### Source excerpt
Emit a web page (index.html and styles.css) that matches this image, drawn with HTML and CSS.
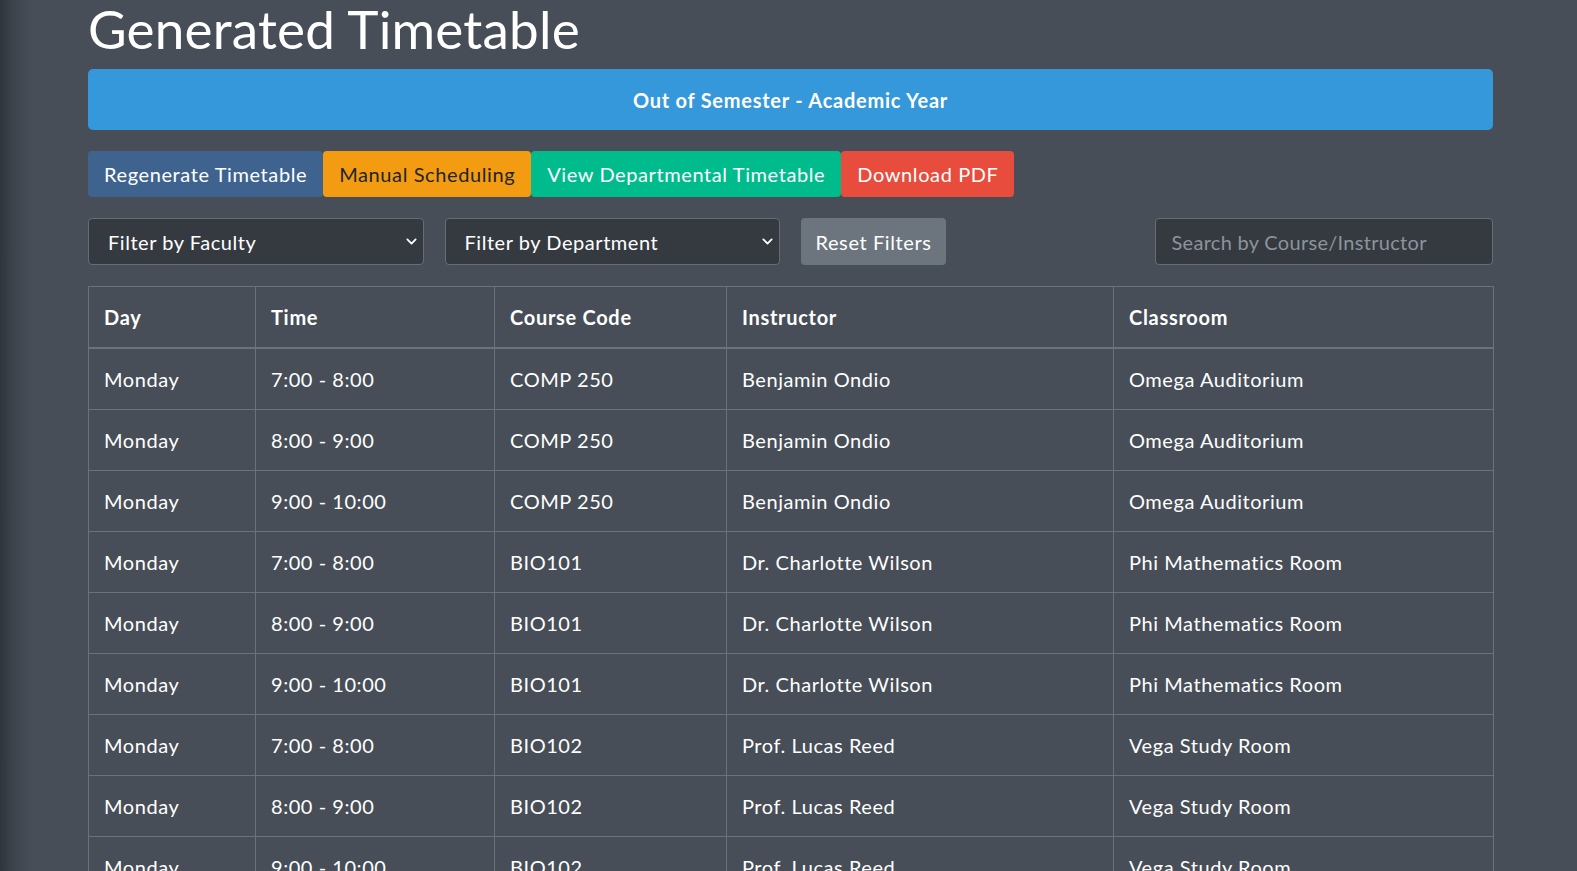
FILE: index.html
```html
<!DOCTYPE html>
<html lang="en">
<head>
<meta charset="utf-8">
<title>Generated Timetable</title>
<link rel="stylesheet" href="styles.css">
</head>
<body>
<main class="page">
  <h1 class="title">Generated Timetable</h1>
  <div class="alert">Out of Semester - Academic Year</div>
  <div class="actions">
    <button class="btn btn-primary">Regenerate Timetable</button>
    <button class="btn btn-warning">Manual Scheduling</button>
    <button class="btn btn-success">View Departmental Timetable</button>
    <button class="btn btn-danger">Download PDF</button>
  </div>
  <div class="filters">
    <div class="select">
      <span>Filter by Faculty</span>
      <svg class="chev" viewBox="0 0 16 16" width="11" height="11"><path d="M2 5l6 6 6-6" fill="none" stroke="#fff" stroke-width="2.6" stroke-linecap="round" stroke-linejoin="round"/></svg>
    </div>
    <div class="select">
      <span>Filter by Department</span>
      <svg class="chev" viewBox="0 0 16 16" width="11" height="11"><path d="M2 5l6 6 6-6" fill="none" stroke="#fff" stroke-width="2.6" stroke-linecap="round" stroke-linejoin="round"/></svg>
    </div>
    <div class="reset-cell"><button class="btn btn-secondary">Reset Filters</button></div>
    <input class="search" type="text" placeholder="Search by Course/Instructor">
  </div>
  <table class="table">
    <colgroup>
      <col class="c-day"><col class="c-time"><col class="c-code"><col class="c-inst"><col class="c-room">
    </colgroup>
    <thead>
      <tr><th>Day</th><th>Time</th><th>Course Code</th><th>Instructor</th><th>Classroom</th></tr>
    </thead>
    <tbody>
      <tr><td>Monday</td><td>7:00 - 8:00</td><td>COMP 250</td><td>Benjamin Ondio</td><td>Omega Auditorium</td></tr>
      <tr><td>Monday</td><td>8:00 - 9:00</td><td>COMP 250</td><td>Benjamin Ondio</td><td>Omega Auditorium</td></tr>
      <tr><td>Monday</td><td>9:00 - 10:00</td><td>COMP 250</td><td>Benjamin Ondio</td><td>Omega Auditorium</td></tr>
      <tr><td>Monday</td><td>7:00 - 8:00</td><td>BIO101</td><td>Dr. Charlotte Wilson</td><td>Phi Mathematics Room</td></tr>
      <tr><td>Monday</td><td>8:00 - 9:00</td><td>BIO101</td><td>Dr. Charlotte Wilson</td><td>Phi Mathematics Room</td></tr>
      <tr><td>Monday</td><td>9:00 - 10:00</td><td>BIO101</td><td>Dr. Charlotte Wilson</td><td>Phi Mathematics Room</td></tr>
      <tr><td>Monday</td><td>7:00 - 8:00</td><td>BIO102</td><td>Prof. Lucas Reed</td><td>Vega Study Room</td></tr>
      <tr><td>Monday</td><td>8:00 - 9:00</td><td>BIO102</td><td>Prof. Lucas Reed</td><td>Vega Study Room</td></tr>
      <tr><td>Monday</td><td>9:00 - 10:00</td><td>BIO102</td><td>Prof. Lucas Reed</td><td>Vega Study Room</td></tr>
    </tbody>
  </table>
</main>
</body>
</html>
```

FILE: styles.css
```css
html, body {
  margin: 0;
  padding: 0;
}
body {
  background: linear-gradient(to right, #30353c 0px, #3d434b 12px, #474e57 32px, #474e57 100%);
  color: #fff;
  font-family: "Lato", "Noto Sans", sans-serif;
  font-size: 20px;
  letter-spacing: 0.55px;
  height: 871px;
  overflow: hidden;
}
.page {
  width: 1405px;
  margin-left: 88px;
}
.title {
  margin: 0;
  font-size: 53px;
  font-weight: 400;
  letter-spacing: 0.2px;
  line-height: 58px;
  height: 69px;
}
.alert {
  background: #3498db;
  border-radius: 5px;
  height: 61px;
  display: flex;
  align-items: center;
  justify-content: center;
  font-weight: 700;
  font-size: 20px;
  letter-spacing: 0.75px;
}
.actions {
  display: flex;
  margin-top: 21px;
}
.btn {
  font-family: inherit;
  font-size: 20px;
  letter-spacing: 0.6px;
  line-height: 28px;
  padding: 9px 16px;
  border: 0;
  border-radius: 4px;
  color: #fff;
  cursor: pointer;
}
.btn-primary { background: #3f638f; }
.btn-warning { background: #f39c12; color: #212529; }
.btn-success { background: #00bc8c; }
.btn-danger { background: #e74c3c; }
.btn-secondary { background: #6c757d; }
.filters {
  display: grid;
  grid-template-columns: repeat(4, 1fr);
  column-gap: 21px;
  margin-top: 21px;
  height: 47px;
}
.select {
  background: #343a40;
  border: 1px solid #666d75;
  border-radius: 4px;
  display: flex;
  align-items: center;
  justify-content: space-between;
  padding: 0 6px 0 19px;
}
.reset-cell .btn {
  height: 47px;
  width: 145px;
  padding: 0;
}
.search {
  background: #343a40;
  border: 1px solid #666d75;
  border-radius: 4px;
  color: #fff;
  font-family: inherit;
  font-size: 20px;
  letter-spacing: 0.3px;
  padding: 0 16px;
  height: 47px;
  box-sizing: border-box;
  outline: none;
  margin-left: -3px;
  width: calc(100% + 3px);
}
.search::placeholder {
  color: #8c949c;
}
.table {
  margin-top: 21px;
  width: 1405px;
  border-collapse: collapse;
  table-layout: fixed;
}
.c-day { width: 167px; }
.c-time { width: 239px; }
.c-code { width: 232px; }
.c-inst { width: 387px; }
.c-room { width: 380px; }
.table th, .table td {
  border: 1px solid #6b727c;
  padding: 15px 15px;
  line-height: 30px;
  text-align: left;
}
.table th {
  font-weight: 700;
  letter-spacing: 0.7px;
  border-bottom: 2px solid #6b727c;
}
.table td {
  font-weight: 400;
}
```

### Task objective
Restate the data above exactly, stripping out each image.

### Solution to this task
Emit a web page (index.html and styles.css) that matches this image, drawn with HTML and CSS.
FILE: index.html
```html
<!DOCTYPE html>
<html lang="en">
<head>
<meta charset="utf-8">
<title>Generated Timetable</title>
<link rel="stylesheet" href="styles.css">
</head>
<body>
<main class="page">
  <h1 class="title">Generated Timetable</h1>
  <div class="alert">Out of Semester - Academic Year</div>
  <div class="actions">
    <button class="btn btn-primary">Regenerate Timetable</button>
    <button class="btn btn-warning">Manual Scheduling</button>
    <button class="btn btn-success">View Departmental Timetable</button>
    <button class="btn btn-danger">Download PDF</button>
  </div>
  <div class="filters">
    <div class="select">
      <span>Filter by Faculty</span>
      <svg class="chev" viewBox="0 0 16 16" width="11" height="11"><path d="M2 5l6 6 6-6" fill="none" stroke="#fff" stroke-width="2.6" stroke-linecap="round" stroke-linejoin="round"/></svg>
    </div>
    <div class="select">
      <span>Filter by Department</span>
      <svg class="chev" viewBox="0 0 16 16" width="11" height="11"><path d="M2 5l6 6 6-6" fill="none" stroke="#fff" stroke-width="2.6" stroke-linecap="round" stroke-linejoin="round"/></svg>
    </div>
    <div class="reset-cell"><button class="btn btn-secondary">Reset Filters</button></div>
    <input class="search" type="text" placeholder="Search by Course/Instructor">
  </div>
  <table class="table">
    <colgroup>
      <col class="c-day"><col class="c-time"><col class="c-code"><col class="c-inst"><col class="c-room">
    </colgroup>
    <thead>
      <tr><th>Day</th><th>Time</th><th>Course Code</th><th>Instructor</th><th>Classroom</th></tr>
    </thead>
    <tbody>
      <tr><td>Monday</td><td>7:00 - 8:00</td><td>COMP 250</td><td>Benjamin Ondio</td><td>Omega Auditorium</td></tr>
      <tr><td>Monday</td><td>8:00 - 9:00</td><td>COMP 250</td><td>Benjamin Ondio</td><td>Omega Auditorium</td></tr>
      <tr><td>Monday</td><td>9:00 - 10:00</td><td>COMP 250</td><td>Benjamin Ondio</td><td>Omega Auditorium</td></tr>
      <tr><td>Monday</td><td>7:00 - 8:00</td><td>BIO101</td><td>Dr. Charlotte Wilson</td><td>Phi Mathematics Room</td></tr>
      <tr><td>Monday</td><td>8:00 - 9:00</td><td>BIO101</td><td>Dr. Charlotte Wilson</td><td>Phi Mathematics Room</td></tr>
      <tr><td>Monday</td><td>9:00 - 10:00</td><td>BIO101</td><td>Dr. Charlotte Wilson</td><td>Phi Mathematics Room</td></tr>
      <tr><td>Monday</td><td>7:00 - 8:00</td><td>BIO102</td><td>Prof. Lucas Reed</td><td>Vega Study Room</td></tr>
      <tr><td>Monday</td><td>8:00 - 9:00</td><td>BIO102</td><td>Prof. Lucas Reed</td><td>Vega Study Room</td></tr>
      <tr><td>Monday</td><td>9:00 - 10:00</td><td>BIO102</td><td>Prof. Lucas Reed</td><td>Vega Study Room</td></tr>
    </tbody>
  </table>
</main>
</body>
</html>
```

FILE: styles.css
```css
html, body {
  margin: 0;
  padding: 0;
}
body {
  background: linear-gradient(to right, #30353c 0px, #3d434b 12px, #474e57 32px, #474e57 100%);
  color: #fff;
  font-family: "Lato", "Noto Sans", sans-serif;
  font-size: 20px;
  letter-spacing: 0.55px;
  height: 871px;
  overflow: hidden;
}
.page {
  width: 1405px;
  margin-left: 88px;
}
.title {
  margin: 0;
  font-size: 53px;
  font-weight: 400;
  letter-spacing: 0.2px;
  line-height: 58px;
  height: 69px;
}
.alert {
  background: #3498db;
  border-radius: 5px;
  height: 61px;
  display: flex;
  align-items: center;
  justify-content: center;
  font-weight: 700;
  font-size: 20px;
  letter-spacing: 0.75px;
}
.actions {
  display: flex;
  margin-top: 21px;
}
.btn {
  font-family: inherit;
  font-size: 20px;
  letter-spacing: 0.6px;
  line-height: 28px;
  padding: 9px 16px;
  border: 0;
  border-radius: 4px;
  color: #fff;
  cursor: pointer;
}
.btn-primary { background: #3f638f; }
.btn-warning { background: #f39c12; color: #212529; }
.btn-success { background: #00bc8c; }
.btn-danger { background: #e74c3c; }
.btn-secondary { background: #6c757d; }
.filters {
  display: grid;
  grid-template-columns: repeat(4, 1fr);
  column-gap: 21px;
  margin-top: 21px;
  height: 47px;
}
.select {
  background: #343a40;
  border: 1px solid #666d75;
  border-radius: 4px;
  display: flex;
  align-items: center;
  justify-content: space-between;
  padding: 0 6px 0 19px;
}
.reset-cell .btn {
  height: 47px;
  width: 145px;
  padding: 0;
}
.search {
  background: #343a40;
  border: 1px solid #666d75;
  border-radius: 4px;
  color: #fff;
  font-family: inherit;
  font-size: 20px;
  letter-spacing: 0.3px;
  padding: 0 16px;
  height: 47px;
  box-sizing: border-box;
  outline: none;
  margin-left: -3px;
  width: calc(100% + 3px);
}
.search::placeholder {
  color: #8c949c;
}
.table {
  margin-top: 21px;
  width: 1405px;
  border-collapse: collapse;
  table-layout: fixed;
}
.c-day { width: 167px; }
.c-time { width: 239px; }
.c-code { width: 232px; }
.c-inst { width: 387px; }
.c-room { width: 380px; }
.table th, .table td {
  border: 1px solid #6b727c;
  padding: 15px 15px;
  line-height: 30px;
  text-align: left;
}
.table th {
  font-weight: 700;
  letter-spacing: 0.7px;
  border-bottom: 2px solid #6b727c;
}
.table td {
  font-weight: 400;
}
```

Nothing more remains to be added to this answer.